Carry none of the pictures over; set down the material below exactly.
* begin Data to process *
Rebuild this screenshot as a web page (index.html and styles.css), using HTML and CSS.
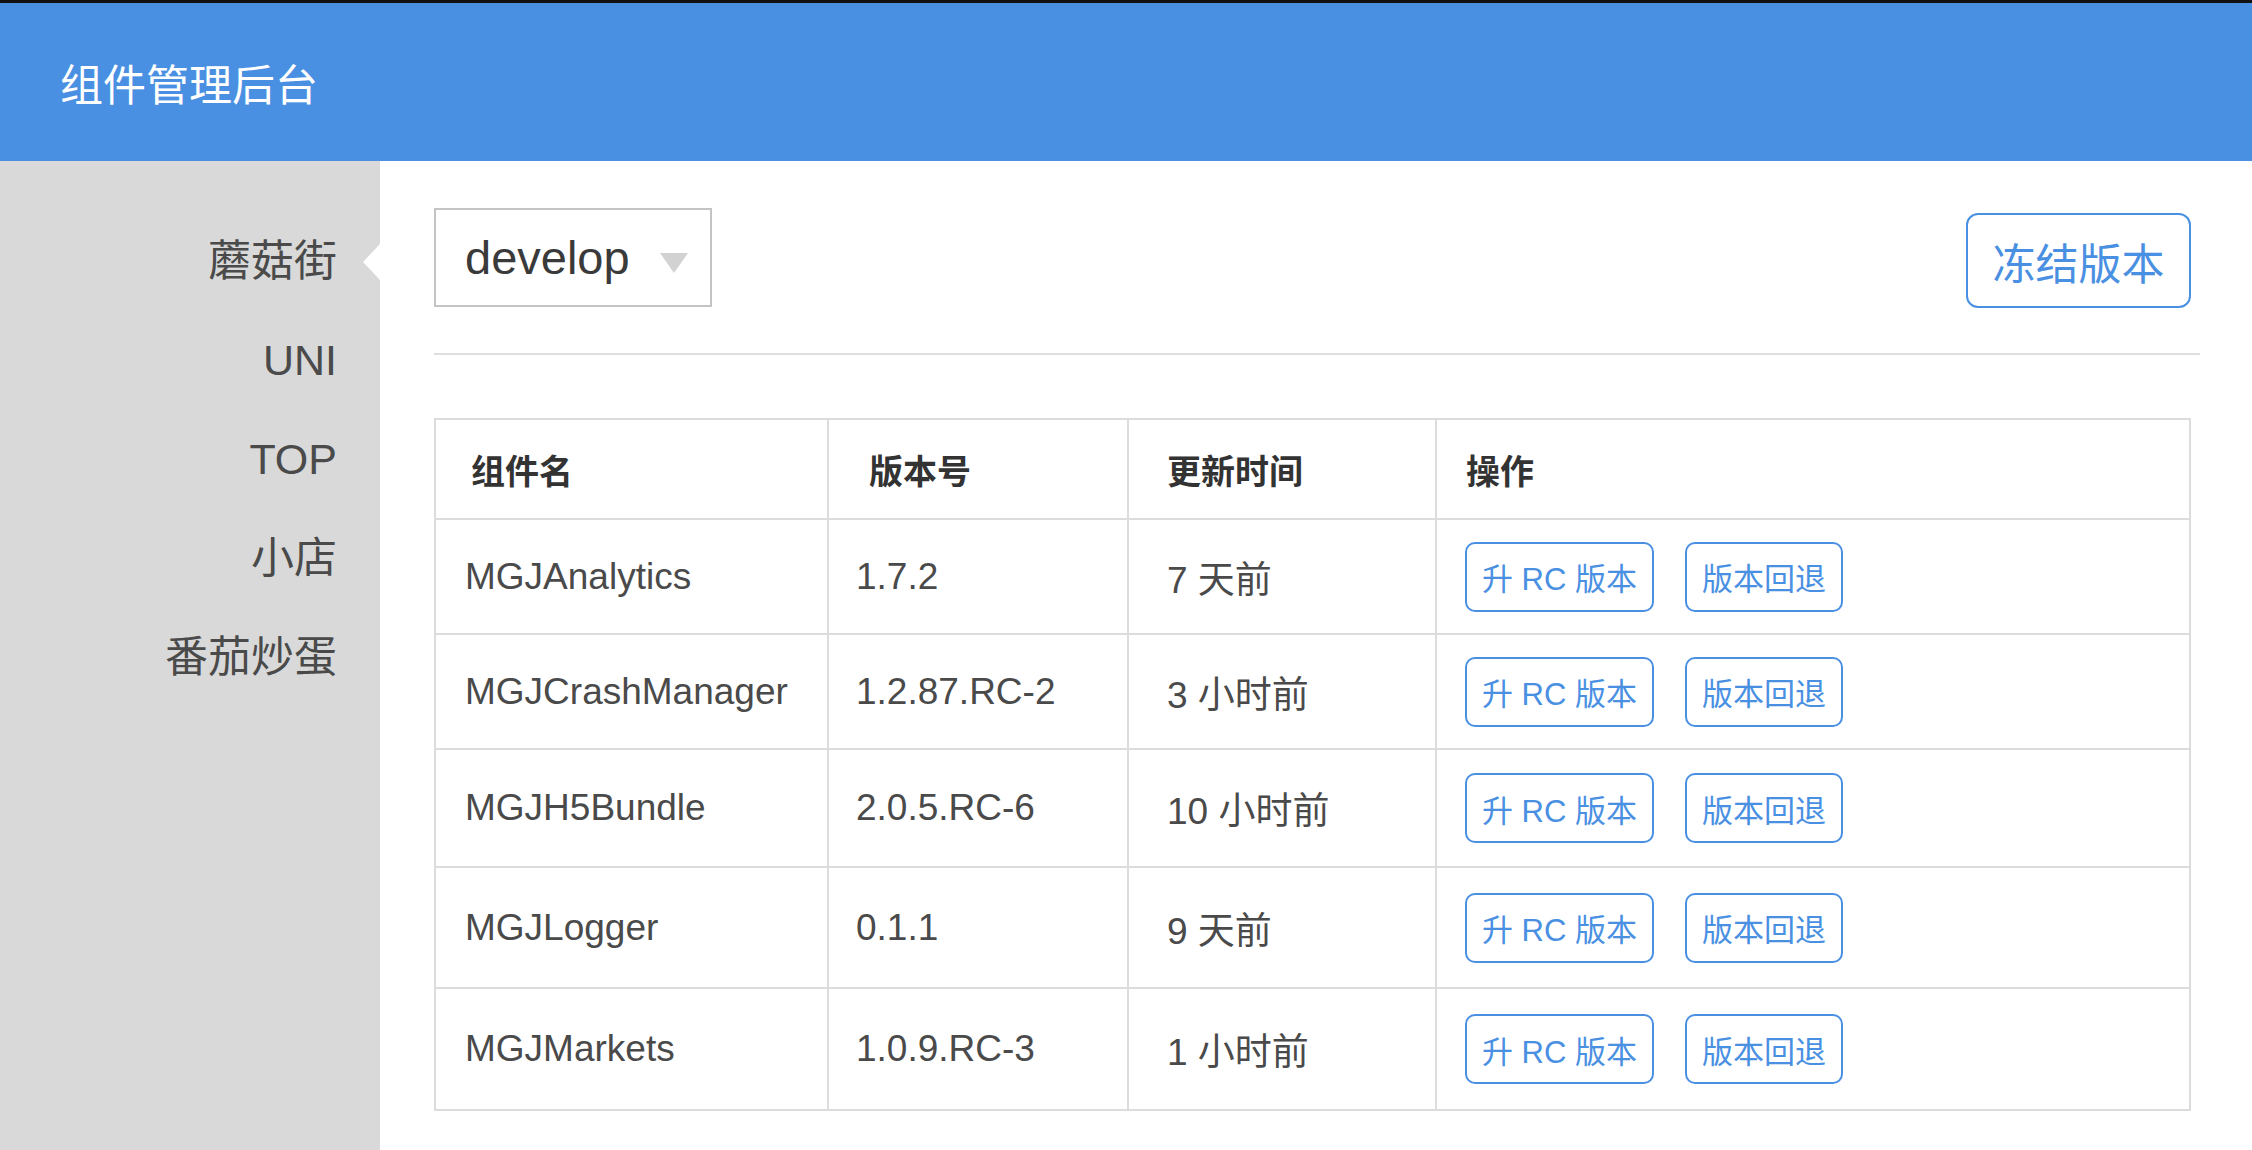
FILE: index.html
```html
<!DOCTYPE html>
<html lang="zh-CN">
<head>
<meta charset="utf-8">
<title>组件管理后台</title>
<link rel="stylesheet" href="styles.css">
</head>
<body>
<div class="app">
  <header class="header">
    <h1 class="title">组件管理后台</h1>
  </header>
  <div class="layout">
    <nav class="sidebar">
      <a class="nav-item active">蘑菇街</a>
      <a class="nav-item">UNI</a>
      <a class="nav-item">TOP</a>
      <a class="nav-item">小店</a>
      <a class="nav-item">番茄炒蛋</a>
    </nav>
    <main class="main">
      <div class="toolbar">
        <div class="select">
          <span class="select-value">develop</span>
          <span class="select-caret"></span>
        </div>
        <button class="btn btn-large">冻结版本</button>
      </div>
      <hr class="divider">
      <table class="grid">
        <colgroup>
          <col class="c-name">
          <col class="c-ver">
          <col class="c-time">
          <col class="c-ops">
        </colgroup>
        <thead>
          <tr><th>组件名</th><th>版本号</th><th>更新时间</th><th>操作</th></tr>
        </thead>
        <tbody>
          <tr>
            <td>MGJAnalytics</td><td>1.7.2</td><td>7 天前</td>
            <td><div class="ops"><button class="btn btn-small">升 RC 版本</button><button class="btn btn-small">版本回退</button></div></td>
          </tr>
          <tr>
            <td>MGJCrashManager</td><td>1.2.87.RC-2</td><td>3 小时前</td>
            <td><div class="ops"><button class="btn btn-small">升 RC 版本</button><button class="btn btn-small">版本回退</button></div></td>
          </tr>
          <tr>
            <td>MGJH5Bundle</td><td>2.0.5.RC-6</td><td>10 小时前</td>
            <td><div class="ops"><button class="btn btn-small">升 RC 版本</button><button class="btn btn-small">版本回退</button></div></td>
          </tr>
          <tr>
            <td>MGJLogger</td><td>0.1.1</td><td>9 天前</td>
            <td><div class="ops"><button class="btn btn-small">升 RC 版本</button><button class="btn btn-small">版本回退</button></div></td>
          </tr>
          <tr>
            <td>MGJMarkets</td><td>1.0.9.RC-3</td><td>1 小时前</td>
            <td><div class="ops"><button class="btn btn-small">升 RC 版本</button><button class="btn btn-small">版本回退</button></div></td>
          </tr>
        </tbody>
      </table>
    </main>
  </div>
</div>
</body>
</html>
```

FILE: styles.css
```css
* { box-sizing: border-box; }

html, body {
  margin: 0;
  padding: 0;
  background: #ffffff;
}

body {
  font-family: "Liberation Sans", "Noto Sans CJK SC", sans-serif;
  color: #4a4a4a;
  overflow: hidden;
}

.app {
  min-height: 100vh;
  display: flex;
  flex-direction: column;
  border-top: 3px solid #111111;
}

.header {
  height: 158px;
  background: #4a90e2;
  display: flex;
  align-items: center;
  padding-left: 60px;
  flex: none;
}

.title {
  margin: 0;
  font-size: 43px;
  font-weight: normal;
  line-height: 50px;
  color: #ffffff;
  padding-top: 8px;
}

.layout {
  flex: 1;
  display: flex;
}

.sidebar {
  width: 380px;
  flex: none;
  background: #d9d9d9;
  padding-top: 51px;
  padding-right: 43px;
  display: flex;
  flex-direction: column;
  align-items: flex-end;
}

.nav-item {
  position: relative;
  display: block;
  font-size: 43px;
  line-height: 99px;
  color: #4a4a4a;
  text-align: right;
  width: 100%;
}

.nav-item.active::after {
  content: "";
  position: absolute;
  right: -43px;
  top: 50%;
  margin-top: -18px;
  width: 0;
  height: 0;
  border-top: 18px solid transparent;
  border-bottom: 18px solid transparent;
  border-right: 17px solid #ffffff;
}

.main {
  flex: 1;
  padding: 47px 63px 0 54px;
}

.toolbar {
  display: flex;
  justify-content: space-between;
  align-items: flex-start;
}

.select {
  width: 278px;
  height: 99px;
  border: 2px solid #c4c4c4;
  display: flex;
  align-items: center;
  justify-content: space-between;
  padding: 0 22px 0 29px;
}

.select-value {
  font-size: 47px;
  color: #3a3a3a;
  line-height: 54px;
}

.select-caret {
  width: 0;
  height: 0;
  margin-top: 11px;
  border-left: 14.5px solid transparent;
  border-right: 14.5px solid transparent;
  border-top: 20px solid #d2d2d2;
}

.btn {
  font-family: inherit;
  background: #ffffff;
  color: #4a90e2;
  border: 2px solid #4a90e2;
  cursor: pointer;
  display: inline-flex;
  align-items: center;
  justify-content: center;
  white-space: nowrap;
}

.btn-large {
  margin-top: 5px;
  width: 225px;
  height: 95px;
  border-radius: 12px;
  font-size: 43px;
  padding: 0;
}

.btn-small {
  height: 70px;
  border-radius: 10px;
  font-size: 31px;
  padding: 0 15px;
}

.divider {
  border: 0;
  height: 2px;
  background: #dedede;
  margin: 45px -9px 0 0;
}

.grid {
  width: 100%;
  margin-top: 63px;
  border-collapse: collapse;
  table-layout: fixed;
  border: 2px solid #dcdcdc;
}

.c-name { width: 393px; }
.c-ver { width: 300px; }
.c-time { width: 308px; }
.c-ops { width: 754px; }

.grid th,
.grid td {
  border: 2px solid #dcdcdc;
  text-align: left;
  vertical-align: middle;
  padding-top: 0;
  padding-bottom: 0;
  white-space: nowrap;
}

.grid th {
  height: 100px;
  font-size: 34px;
  font-weight: bold;
  color: #333333;
}

.grid td {
  height: 115px;
  font-size: 37px;
  color: #4a4a4a;
}

.grid tbody tr:nth-child(3) td { height: 118px; }
.grid tbody tr:nth-child(4) td { height: 121px; }
.grid tbody tr:nth-child(5) td { height: 122px; }

.grid th:nth-child(1) { padding-left: 35px; }
.grid th:nth-child(2) { padding-left: 40px; }
.grid th:nth-child(3) { padding-left: 38px; }
.grid th:nth-child(4) { padding-left: 29px; }

.grid td:nth-child(1) { padding-left: 29px; }
.grid td:nth-child(2) { padding-left: 27px; }
.grid td:nth-child(3) { padding-left: 38px; }
.grid td:nth-child(4) { padding-left: 28px; }

.ops {
  display: flex;
  gap: 31px;
  align-items: center;
}
```
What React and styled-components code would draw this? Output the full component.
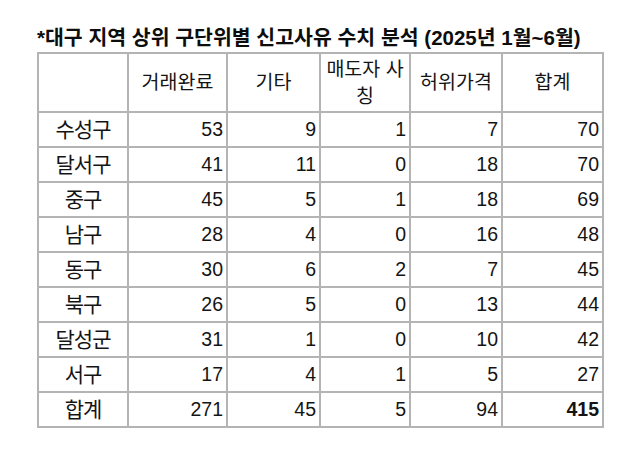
* end Data to process *
_Worked solution_:
Rebuild this screenshot as a web page (index.html and styles.css), using HTML and CSS.
FILE: index.html
```html
<!DOCTYPE html>
<html lang="zh-CN">
<head>
<meta charset="utf-8">
<title>组件管理后台</title>
<link rel="stylesheet" href="styles.css">
</head>
<body>
<div class="app">
  <header class="header">
    <h1 class="title">组件管理后台</h1>
  </header>
  <div class="layout">
    <nav class="sidebar">
      <a class="nav-item active">蘑菇街</a>
      <a class="nav-item">UNI</a>
      <a class="nav-item">TOP</a>
      <a class="nav-item">小店</a>
      <a class="nav-item">番茄炒蛋</a>
    </nav>
    <main class="main">
      <div class="toolbar">
        <div class="select">
          <span class="select-value">develop</span>
          <span class="select-caret"></span>
        </div>
        <button class="btn btn-large">冻结版本</button>
      </div>
      <hr class="divider">
      <table class="grid">
        <colgroup>
          <col class="c-name">
          <col class="c-ver">
          <col class="c-time">
          <col class="c-ops">
        </colgroup>
        <thead>
          <tr><th>组件名</th><th>版本号</th><th>更新时间</th><th>操作</th></tr>
        </thead>
        <tbody>
          <tr>
            <td>MGJAnalytics</td><td>1.7.2</td><td>7 天前</td>
            <td><div class="ops"><button class="btn btn-small">升 RC 版本</button><button class="btn btn-small">版本回退</button></div></td>
          </tr>
          <tr>
            <td>MGJCrashManager</td><td>1.2.87.RC-2</td><td>3 小时前</td>
            <td><div class="ops"><button class="btn btn-small">升 RC 版本</button><button class="btn btn-small">版本回退</button></div></td>
          </tr>
          <tr>
            <td>MGJH5Bundle</td><td>2.0.5.RC-6</td><td>10 小时前</td>
            <td><div class="ops"><button class="btn btn-small">升 RC 版本</button><button class="btn btn-small">版本回退</button></div></td>
          </tr>
          <tr>
            <td>MGJLogger</td><td>0.1.1</td><td>9 天前</td>
            <td><div class="ops"><button class="btn btn-small">升 RC 版本</button><button class="btn btn-small">版本回退</button></div></td>
          </tr>
          <tr>
            <td>MGJMarkets</td><td>1.0.9.RC-3</td><td>1 小时前</td>
            <td><div class="ops"><button class="btn btn-small">升 RC 版本</button><button class="btn btn-small">版本回退</button></div></td>
          </tr>
        </tbody>
      </table>
    </main>
  </div>
</div>
</body>
</html>
```

FILE: styles.css
```css
* { box-sizing: border-box; }

html, body {
  margin: 0;
  padding: 0;
  background: #ffffff;
}

body {
  font-family: "Liberation Sans", "Noto Sans CJK SC", sans-serif;
  color: #4a4a4a;
  overflow: hidden;
}

.app {
  min-height: 100vh;
  display: flex;
  flex-direction: column;
  border-top: 3px solid #111111;
}

.header {
  height: 158px;
  background: #4a90e2;
  display: flex;
  align-items: center;
  padding-left: 60px;
  flex: none;
}

.title {
  margin: 0;
  font-size: 43px;
  font-weight: normal;
  line-height: 50px;
  color: #ffffff;
  padding-top: 8px;
}

.layout {
  flex: 1;
  display: flex;
}

.sidebar {
  width: 380px;
  flex: none;
  background: #d9d9d9;
  padding-top: 51px;
  padding-right: 43px;
  display: flex;
  flex-direction: column;
  align-items: flex-end;
}

.nav-item {
  position: relative;
  display: block;
  font-size: 43px;
  line-height: 99px;
  color: #4a4a4a;
  text-align: right;
  width: 100%;
}

.nav-item.active::after {
  content: "";
  position: absolute;
  right: -43px;
  top: 50%;
  margin-top: -18px;
  width: 0;
  height: 0;
  border-top: 18px solid transparent;
  border-bottom: 18px solid transparent;
  border-right: 17px solid #ffffff;
}

.main {
  flex: 1;
  padding: 47px 63px 0 54px;
}

.toolbar {
  display: flex;
  justify-content: space-between;
  align-items: flex-start;
}

.select {
  width: 278px;
  height: 99px;
  border: 2px solid #c4c4c4;
  display: flex;
  align-items: center;
  justify-content: space-between;
  padding: 0 22px 0 29px;
}

.select-value {
  font-size: 47px;
  color: #3a3a3a;
  line-height: 54px;
}

.select-caret {
  width: 0;
  height: 0;
  margin-top: 11px;
  border-left: 14.5px solid transparent;
  border-right: 14.5px solid transparent;
  border-top: 20px solid #d2d2d2;
}

.btn {
  font-family: inherit;
  background: #ffffff;
  color: #4a90e2;
  border: 2px solid #4a90e2;
  cursor: pointer;
  display: inline-flex;
  align-items: center;
  justify-content: center;
  white-space: nowrap;
}

.btn-large {
  margin-top: 5px;
  width: 225px;
  height: 95px;
  border-radius: 12px;
  font-size: 43px;
  padding: 0;
}

.btn-small {
  height: 70px;
  border-radius: 10px;
  font-size: 31px;
  padding: 0 15px;
}

.divider {
  border: 0;
  height: 2px;
  background: #dedede;
  margin: 45px -9px 0 0;
}

.grid {
  width: 100%;
  margin-top: 63px;
  border-collapse: collapse;
  table-layout: fixed;
  border: 2px solid #dcdcdc;
}

.c-name { width: 393px; }
.c-ver { width: 300px; }
.c-time { width: 308px; }
.c-ops { width: 754px; }

.grid th,
.grid td {
  border: 2px solid #dcdcdc;
  text-align: left;
  vertical-align: middle;
  padding-top: 0;
  padding-bottom: 0;
  white-space: nowrap;
}

.grid th {
  height: 100px;
  font-size: 34px;
  font-weight: bold;
  color: #333333;
}

.grid td {
  height: 115px;
  font-size: 37px;
  color: #4a4a4a;
}

.grid tbody tr:nth-child(3) td { height: 118px; }
.grid tbody tr:nth-child(4) td { height: 121px; }
.grid tbody tr:nth-child(5) td { height: 122px; }

.grid th:nth-child(1) { padding-left: 35px; }
.grid th:nth-child(2) { padding-left: 40px; }
.grid th:nth-child(3) { padding-left: 38px; }
.grid th:nth-child(4) { padding-left: 29px; }

.grid td:nth-child(1) { padding-left: 29px; }
.grid td:nth-child(2) { padding-left: 27px; }
.grid td:nth-child(3) { padding-left: 38px; }
.grid td:nth-child(4) { padding-left: 28px; }

.ops {
  display: flex;
  gap: 31px;
  align-items: center;
}
```
What React and styled-components code would draw this? Output the full component.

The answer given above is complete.